▶ TASK OBJECTIVE
Extract everything from the first line through the line with "Bell, Menu, Search", both ends included, except for any pictures.

________________________

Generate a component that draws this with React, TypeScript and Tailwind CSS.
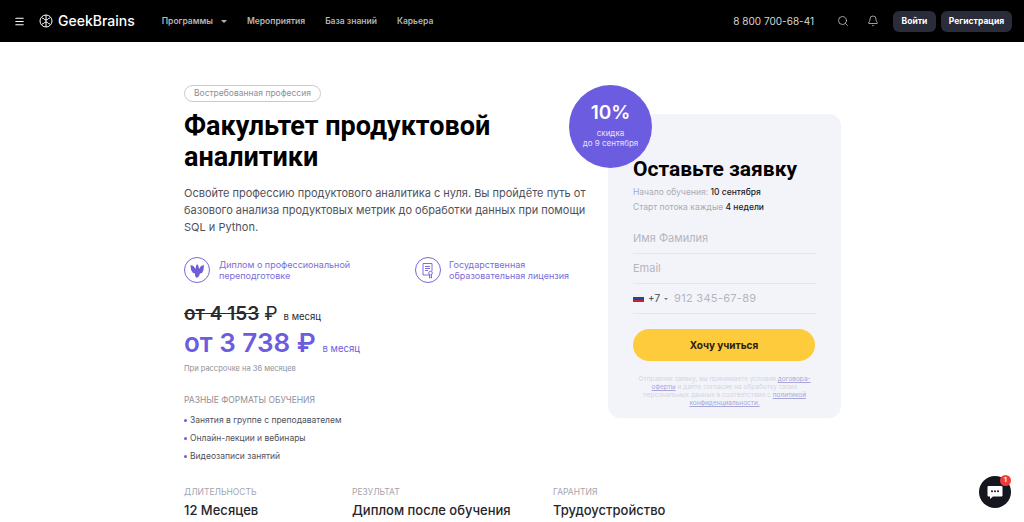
import { Bell, Menu, Search } from "lucide-react";

const navItems = ["Мероприятия", "База знаний", "Карьера"];
const formats = ["Занятия в группе с преподавателем", "Онлайн-лекции и вебинары", "Видеозаписи занятий"];
const stats = [
  { label: "ДЛИТЕЛЬНОСТЬ", value: "12 Месяцев", width: "w-[168px]" },
  { label: "РЕЗУЛЬТАТ", value: "Диплом после обучения", width: "w-[201px]" },
  { label: "ГАРАНТИЯ", value: "Трудоустройство", width: "w-[150px]" },
];

function Logo() {
  return (
    <svg width="14" height="14" viewBox="0 0 14 14" fill="none" stroke="white" strokeWidth="1">
      <circle cx="7" cy="7" r="6" />
      <path d="M7 1v12M3 4c2 0 2 2 4 2s2-2 4-2M3 10c2 0 2-2 4-2s2 2 4 2" />
    </svg>
  );
}

function Header() {
  return (
    <header className="h-[42px] shrink-0 bg-black flex items-center text-white font-['Inter',sans-serif]">
      <Menu className="ml-[14px] w-[11px] h-[11px]" strokeWidth={2.5} />
      <div className="ml-[14px] flex items-center gap-[5px]">
        <Logo />
        <span className="text-[14px] font-medium leading-none">GeekBrains</span>
      </div>
      <nav className="ml-[27px] flex items-center text-[8.5px] font-semibold text-[#b5b5b5]">
        <span>Программы</span>
        <span className="ml-[8px] mr-[20px] w-0 h-0 border-x-[3px] border-x-transparent border-t-[3px] border-t-[#b5b5b5]" />
        {navItems.map((item) => (
          <span key={item} className="mr-[20px]">{item}</span>
        ))}
      </nav>
      <span className="ml-auto text-[10px] text-[#d8d8d8]">8 800 700-68-41</span>
      <Search className="ml-[23px] w-[12px] h-[12px] text-[#d0d0d0]" strokeWidth={1.5} />
      <Bell className="ml-[18px] w-[12px] h-[12px] text-[#d0d0d0]" strokeWidth={1.5} />
      <button className="ml-[14px] h-[21px] w-[43px] rounded-[6px] bg-[#2a2c3a] text-[8.5px] font-bold">Войти</button>
      <button className="ml-[5px] mr-[12px] h-[21px] w-[71px] rounded-[6px] bg-[#2a2c3a] text-[8.5px] font-bold">Регистрация</button>
    </header>
  );
}

function Emblem() {
  return (
    <span className="w-[26px] h-[26px] rounded-full border border-[#7b68d9] flex items-center justify-center">
      <svg width="16" height="17" viewBox="0 0 16 17" fill="#6f5fd6">
        <path d="M8 2l1.5 2 .5 3 2-3 3-1-.5 5-1.5 3-2 .5L10 14l-2 2-2-2 .0-2.500L4 11 2 8 1.500 3l3 1 2 3 .5-3z" />
      </svg>
    </span>
  );
}

function LicenseIcon() {
  return (
    <span className="w-[26px] h-[26px] rounded-full border border-[#7b68d9] flex items-center justify-center">
      <svg width="14" height="17" viewBox="0 0 14 17" fill="none" stroke="#6f5fd6" strokeWidth="0.9">
        <path d="M8 13H2V1.500h9V9M4 4.500h5M4 6.500h5M4 8.500h3" />
        <circle cx="9.500" cy="11" r="1.800" />
        <path d="M8.500 13v3l1-.7 1 .7v-3" />
      </svg>
    </span>
  );
}

function Form() {
  return (
    <div className="relative ml-[39px] mt-[72px] w-[233px] h-[304px] shrink-0 rounded-[12px] bg-[#f3f4fa] px-[25px] pt-[43px]">
      <div className="absolute -left-[39px] -top-[29px] w-[83px] h-[83px] rounded-full bg-[#6c5ce0] flex flex-col items-center text-white">
        <span className="mt-[17px] text-[19px] leading-[22px] font-semibold font-['Inter',sans-serif]">10%</span>
        <span className="mt-[4px] text-[8px] leading-[10px] text-center text-[#e6e3fa]">скидка<br />до 9 сентября</span>
      </div>
      <h2 className="text-[21px] leading-[24px] font-bold text-black whitespace-nowrap font-['Roboto',sans-serif]">Оставьте заявку</h2>
      <p className="mt-[4px] text-[8.5px] leading-[15px] text-[#a9abb5]">Начало обучения: <span className="text-[#1d1d24] font-medium">10 сентября</span></p>
      <p className="text-[8.5px] leading-[15px] text-[#a9abb5]">Старт потока каждые <span className="text-[#1d1d24] font-medium">4 недели</span></p>
      <div className="mt-[9px] h-[30px] border-b border-[#e4e5ee] flex items-center text-[11px] text-[#b4b6c0]">Имя Фамилия</div>
      <div className="h-[30px] border-b border-[#e4e5ee] flex items-center text-[11px] text-[#b4b6c0]">Email</div>
      <div className="h-[30px] border-b border-[#e4e5ee] flex items-center text-[11px] text-[#b4b6c0]">
        <span className="w-[11px] h-[7px] flex flex-col overflow-hidden">
          <span className="h-[2px] bg-[#f0f0f0]" />
          <span className="h-[3px] bg-[#23439c]" />
          <span className="h-[2px] bg-[#c8202f]" />
        </span>
        <span className="ml-[4px] text-[10px] text-[#444650]">+7</span>
        <span className="ml-[4px] w-0 h-0 border-x-[2px] border-x-transparent border-t-[2px] border-t-[#777]" />
        <span className="ml-[6px] tracking-[0.3px]">912 345-67-89</span>
      </div>
      <button className="mt-[15px] w-[182px] h-[32px] rounded-full bg-[#fdcb3c] text-[10px] font-bold text-[#2b2110] font-['Inter',sans-serif]">Хочу учиться</button>
      <p className="mt-[14px] text-[6.5px] leading-[8px] text-center text-[#d3d5e0]">
        Отправляя заявку, вы принимаете условия <span className="underline text-[#a9a6da]">договора-оферты</span> и даёте согласие на обработку своих персональных данных в соответствии с <span className="underline text-[#a9a6da]">политикой конфиденциальности.</span>
      </p>
    </div>
  );
}

export default function App() {
  return (
    <div className="h-[522px] w-[1024px] overflow-hidden relative bg-white flex flex-col font-['Inter',sans-serif]">
      <Header />
      <main className="flex pl-[184px]">
        <div className="w-[385px] shrink-0">
          <span className="mt-[43px] inline-flex h-[17px] items-center rounded-full border border-[#c9cad2] px-[9px] text-[8.5px] text-[#8e8f99]">Востребованная профессия</span>
          <h1 className="mt-[9px] text-[27px] leading-[31px] font-bold text-black font-['Roboto',sans-serif]">Факультет продуктовой<br />аналитики</h1>
          <p className="mt-[12px] text-[11px] leading-[17px] text-[#50515a] whitespace-nowrap">
            Освойте профессию продуктового аналитика с нуля. Вы пройдёте путь от<br />
            базового анализа продуктовых метрик до обработки данных при помощи<br />
            SQL и Python.
          </p>
          <div className="mt-[21px] flex items-center">
            <Emblem />
            <span className="ml-[9px] w-[197px] text-[9px] leading-[11px] text-[#7b6dd8]">Диплом о профессиональной<br />переподготовке</span>
            <LicenseIcon />
            <span className="ml-[8px] text-[9px] leading-[11px] text-[#7b6dd8] whitespace-nowrap">Государственная<br />образовательная лицензия</span>
          </div>
          <div className="mt-[19px] flex items-baseline text-[#2a2a30]">
            <span className="text-[19px] leading-[24px] font-semibold line-through">от 4 153 </span>
            <span className="ml-[5px] text-[19px] leading-[24px]">₽</span>
            <span className="ml-[6px] text-[9.5px]">в месяц</span>
          </div>
          <div className="mt-[1px] flex items-baseline text-[#6c5ce0]">
            <span className="text-[26px] leading-[32px] font-semibold">от 3 738 ₽</span>
            <span className="ml-[7px] text-[9.500px]">в месяц</span>
          </div>
          <p className="mt-[5px] text-[7.500px] leading-[10px] text-[#8e8f99]">При рассрочке на 36 месяцев</p>
          <p className="mt-[21px] text-[8.500px] leading-[10px] text-[#8e8f99]">РАЗНЫЕ ФОРМАТЫ ОБУЧЕНИЯ</p>
          <ul className="mt-[10px] flex flex-col gap-[8px]">
            {formats.map((item) => (
              <li key={item} className="flex items-center text-[8.500px] leading-[10px] text-[#50515a]">
                <span className="mr-[3px] w-[3px] h-[3px] rounded-full bg-[#6c5ce0]" />
                {item}
              </li>
            ))}
          </ul>
          <div className="mt-[26px] flex w-[520px]">
            {stats.map((s) => (
              <div key={s.label} className={s.width}>
                <p className="text-[8.500px] leading-[10px] text-[#a4a5ae]">{s.label}</p>
                <p className="mt-[5px] text-[13px] leading-[16px] font-medium text-[#25252b] whitespace-nowrap">{s.value}</p>
              </div>
            ))}
          </div>
        </div>
        <Form />
      </main>
      <div className="absolute left-[979px] top-[476px] w-[32px] h-[32px] rounded-full bg-[#16161e] flex items-center justify-center">
        <svg width="16" height="15" viewBox="0 0 16 15">
          <path d="M1.500 1h13a1 1 0 0 1 1 1v8.500a1 1 0 0 1-1 1H6L3 14v-2.500H1.500a1 1 0 0 1-1-1V2a1 1 0 0 1 1-1z" fill="white" />
          <circle cx="5" cy="6.200" r="1" fill="#16161e" />
          <circle cx="8" cy="6.200" r="1" fill="#16161e" />
          <circle cx="11" cy="6.200" r="1" fill="#16161e" />
        </svg>
        <span className="absolute -top-[1px] right-0 w-[11px] h-[11px] rounded-full bg-[#ef3b3b] text-white text-[6.500px] font-bold flex items-center justify-center">1</span>
      </div>
    </div>
  );
}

________________________

▶ SOLVED EXERCISE
Generate a component that draws this with React, TypeScript and Tailwind CSS.
import { Bell, Menu, Search } from "lucide-react";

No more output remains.